Running the audit yourself using AuditDepot surfaces the technical and on-page issues automatically, so you can spend audit time on the higher-judgment areas: conversion analysis, content depth, and competitive positioning — the things that require context that a crawler alone cannot provide.

Frequently Asked Questions

How often should I run an e-commerce website audit?

Run a full e-commerce audit quarterly and a lightweight technical crawl monthly. Additionally, run a targeted audit after any major platform update, theme change, or product catalogue restructure — changes that seem cosmetic often introduce indexation or canonical issues that compound silently over weeks.

What is the most common SEO problem found in e-commerce audits?

Duplicate content from faceted navigation and product variant URLs is the single most common issue. When a site generates separate URLs for colour, size, and sorting parameters without canonical tags, search engines see hundreds of near-identical pages and struggle to determine which one to rank.
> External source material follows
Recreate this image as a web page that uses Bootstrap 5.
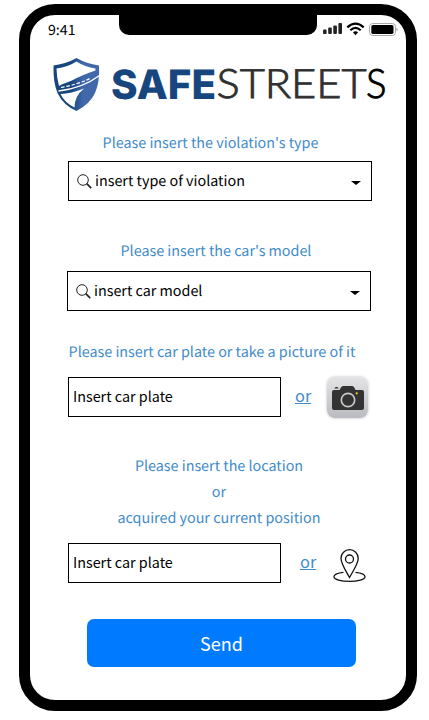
<!DOCTYPE html>
<html lang="en">
<head>
<meta charset="utf-8">
<meta name="viewport" content="width=device-width, initial-scale=1">
<title>SafeStreets</title>
<link rel="stylesheet" href="https://cdn.jsdelivr.net/npm/bootstrap@5.3.0/dist/css/bootstrap.min.css">
<style>
body{font-family:"Noto Sans CJK SC","Noto Sans",sans-serif;font-size:14.35px;color:#000;background:#fff;height:720px;overflow:hidden;text-rendering:geometricPrecision}
.phone{width:398px;height:707px;margin:4px 0 0 19px;border:11px solid #000;border-radius:36px}
.statusbar{height:35px;padding-left:18px;padding-right:8px}
.notch{width:198px;height:20px;background:#000;border-radius:0 0 10px 10px;margin-left:14px}
.clock{width:57px;line-height:31px;font-size:14.2px}
.prompt{color:#428bca;line-height:26px;text-align:center;white-space:nowrap;padding-top:1px;margin-bottom:-1px}
.field{height:40px;border:1px solid #000;border-radius:0;line-height:38px;background:#fff;white-space:nowrap}
.wide{width:304px;padding:0 10px 0 8px}
.wide span{margin-top:-1px;margin-left:3px}
.plate{width:213px;padding:0 4px 3px;color:#000}
.plate::placeholder{color:#000;opacity:1}
.gap-a{margin-top:36px}.gap-b{margin-top:27px}.gap-c{margin-top:35px}
.row-start{margin-left:38px}
.off-violation{padding-right:15px}.off-model{padding-right:4px}.off-plate{padding-right:12px}.off-location{padding-left:2px}
.field-violation{margin-top:6px}.field-model{margin-left:37px}
.plate-row{margin-top:13px;height:40px}
.or-plate{margin-left:14px}.or-location{margin-left:19px}
.pin{margin-left:16px}
.orlink{color:#428bca;font-size:16.4px;line-height:36px;height:40px;width:16px}
.camera{width:41px;height:41px;border-radius:8px;background:linear-gradient(#e4e4e6,#b9bbc0);box-shadow:0 0 3px #bbb;margin-left:16px}
.send{width:269px;height:48px;background:#007bff;border:0;border-radius:7px;color:#fff;font-size:18px;margin:36px 0 0 57px;padding:0}
.send:hover{background:#006fe6;color:#fff}
.caret{width:0;height:0;border:5px solid transparent;border-top:4px solid #000;border-bottom:0;margin-top:4px}
</style>
</head>
<body>
<main class="phone d-flex flex-column">
  <header class="statusbar d-flex align-items-start">
    <span class="clock">9:41</span>
    <div class="notch"></div>
    <svg class="ms-auto flex-shrink-0" width="77" height="29" viewBox="321 15 77 29" aria-hidden="true">
      <g fill="#222"><rect x="323" y="29.5" width="3.6" height="4.5" rx="1"/><rect x="328.2" y="27.5" width="3.6" height="6.5" rx="1"/><rect x="333.3" y="25.5" width="3.6" height="8.5" rx="1"/><rect x="338.4" y="23" width="3.6" height="11" rx="1"/></g>
      <g fill="none" stroke="#000" stroke-width="2.2"><path d="M347.3 27.4Q355.5 19.8 363.7 27.4"/><path d="M350.3 30.2Q355.5 25.6 360.7 30.2"/></g>
      <path d="M352.9 32.3Q355.5 30.3 358.1 32.3L355.5 35.2Z"/>
      <rect x="369.500" y="23.500" width="26" height="12" rx="3.200" fill="#fff" stroke="#aaa"/><rect x="371.300" y="25.100" width="22.200" height="8.800" rx="1.600"/><path d="M396.500 27.500Q399 29.500 396.500 31.500Z" fill="#aaa"/>
    </svg>
  </header>
  <svg class="flex-shrink-0" width="376" height="79" viewBox="30 50 376 79" role="img">
    <defs><linearGradient id="shield" x2="1"><stop offset=".4" stop-color="#17467f"/><stop offset=".65" stop-color="#4068aa"/></linearGradient></defs>
    <path fill="url(#shield)" d="M53.500 65.500Q67 63.500 76.500 58Q86 63.500 99 65.500Q100 82 95 93Q90 104 76.500 111Q63 105 57.500 93Q53 82 53.500 65.500Z"/>
    <path fill="#fff" d="M56.500 68.500Q68 67 76.500 61.500Q85 67 95.500 68.500L95.400 70.500Q82 75 72 80.500L61.500 84.500L59 86Q56.500 77 56.500 68.500Z"/>
    <path fill="none" stroke="#fff" stroke-width="1.200" stroke-dasharray="3.500 1.800" d="M61 87.500Q78 84.500 91 78"/>
    <path fill="none" stroke="#fff" stroke-width="1.300" d="M58.500 91Q82 88.500 99.500 75.500"/>
    <path fill="#fff" d="M60.500 94Q71 93.500 84 88.500Q74.500 96 74.500 107.500Q64.500 102.500 60.500 94Z"/>
    <text x="111" y="98.500" font-family="Inter,sans-serif" font-size="40.500" font-weight="800" fill="#17467f" textLength="105" lengthAdjust="spacingAndGlyphs">SAFE</text>
    <text x="216.500" y="98.300" font-family="Lato,sans-serif" font-size="40.500" font-weight="300" fill="#303030" stroke="#303030" stroke-width=".9" textLength="150" lengthAdjust="spacingAndGlyphs">STREET</text>
    <text x="366" y="98.300" font-family="Lato,sans-serif" font-size="40.500" font-weight="300" fill="#000" stroke="#000" stroke-width=".9" textLength="20.500" lengthAdjust="spacingAndGlyphs">S</text>
  </svg>

  <div class="prompt off-violation">Please insert the violation's type</div>
  <div class="field wide field-violation d-flex align-items-center row-start">
    <svg width="15" height="15" viewBox="0 0 15 15" fill="none" stroke="#222"><circle cx="6" cy="6" r="5.300"/><path stroke-width="1.700" d="M9.700 9.700l4.500 4.500"/></svg>
    <span>insert type of violation</span><i class="caret ms-auto"></i>
  </div>

  <div class="prompt gap-a off-model">Please insert the car's model</div>
  <div class="field wide field-model d-flex align-items-center mt-2">
    <svg width="15" height="15" viewBox="0 0 15 15" fill="none" stroke="#222"><circle cx="6" cy="6" r="5.300"/><path stroke-width="1.700" d="M9.700 9.700l4.500 4.500"/></svg>
    <span>insert car model</span><i class="caret ms-auto"></i>
  </div>

  <div class="prompt gap-b off-plate">Please insert car plate or take a picture of it</div>
  <div class="plate-row d-flex row-start">
    <input class="field plate" placeholder="Insert car plate" aria-label="Car plate">
    <a class="orlink or-plate" href="#">or</a>
    <svg class="camera flex-shrink-0" viewBox="0 0 41 41">
      <path fill="#333" d="M6 13H12.500Q14.500 9 16 9H25Q27 9 28.500 13H35Q37 13 37 15V31Q37 33 35 33H7Q5 33 5 31V15Q5 13 7 13ZM7.500 11.500Q7.500 10 9 10H10Q11.500 10 11.500 11.500Z"/>
      <circle cx="21" cy="23" r="6.700" fill="#333" stroke="#c8c9cc" stroke-width="1.700"/><circle cx="29.700" cy="16.300" r="1.100" fill="#ffd21c"/>
    </svg>
  </div>

  <div class="prompt gap-c off-location">Please insert the location<br>or<br>acquired your current position</div>
  <div class="plate-row d-flex row-start">
    <input class="field plate" placeholder="Insert car plate" aria-label="Position">
    <a class="orlink or-location" href="#">or</a>
    <svg class="pin flex-shrink-0" width="36" height="40" viewBox="332 543 36 40" fill="none" stroke="#111" stroke-width="1.300">
      <path d="M349.500 577.500C346 571 341 564 341 558.300A8.600 8.600 0 0 1 358.200 558.300C358.200 564 353 571 349.500 577.500Z"/><circle cx="349.500" cy="559" r="4"/>
      <path d="M343.500 572.300C337 573 334 574.800 334 576.700C334 579.500 341 581.300 349.500 581.300S365 579.500 365 576.700C365 574.800 362 573 355.500 572.300"/>
    </svg>
  </div>
  <button class="btn send flex-shrink-0" type="button">Send</button>
</main>
<script src="https://cdn.jsdelivr.net/npm/bootstrap@5.3.0/dist/js/bootstrap.bundle.min.js"></script>
</body>
</html>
This dilutes crawl budget and fragments link equity across what should be a single strong page.

Do I need to audit every product page separately?

No — audit by template, not by page. Your product pages all share the same underlying template, so if one has a missing meta description, they all do. Fix the template and the fix propagates across every product. Focus individual page audits on your highest-revenue and highest-traffic pages where template-level fixes won't be enough.

How does an e-commerce SEO audit differ from a general site audit?

E-commerce audits cover everything in a general audit plus three additional layers: product catalogue management (variant canonicals, discontinued product handling, seasonal content), conversion architecture (checkout flow, trust badge placement), and structured data for products (Product schema with price, availability, and aggregate review signals). These layers are unique to stores and are where most of the quick wins tend to be.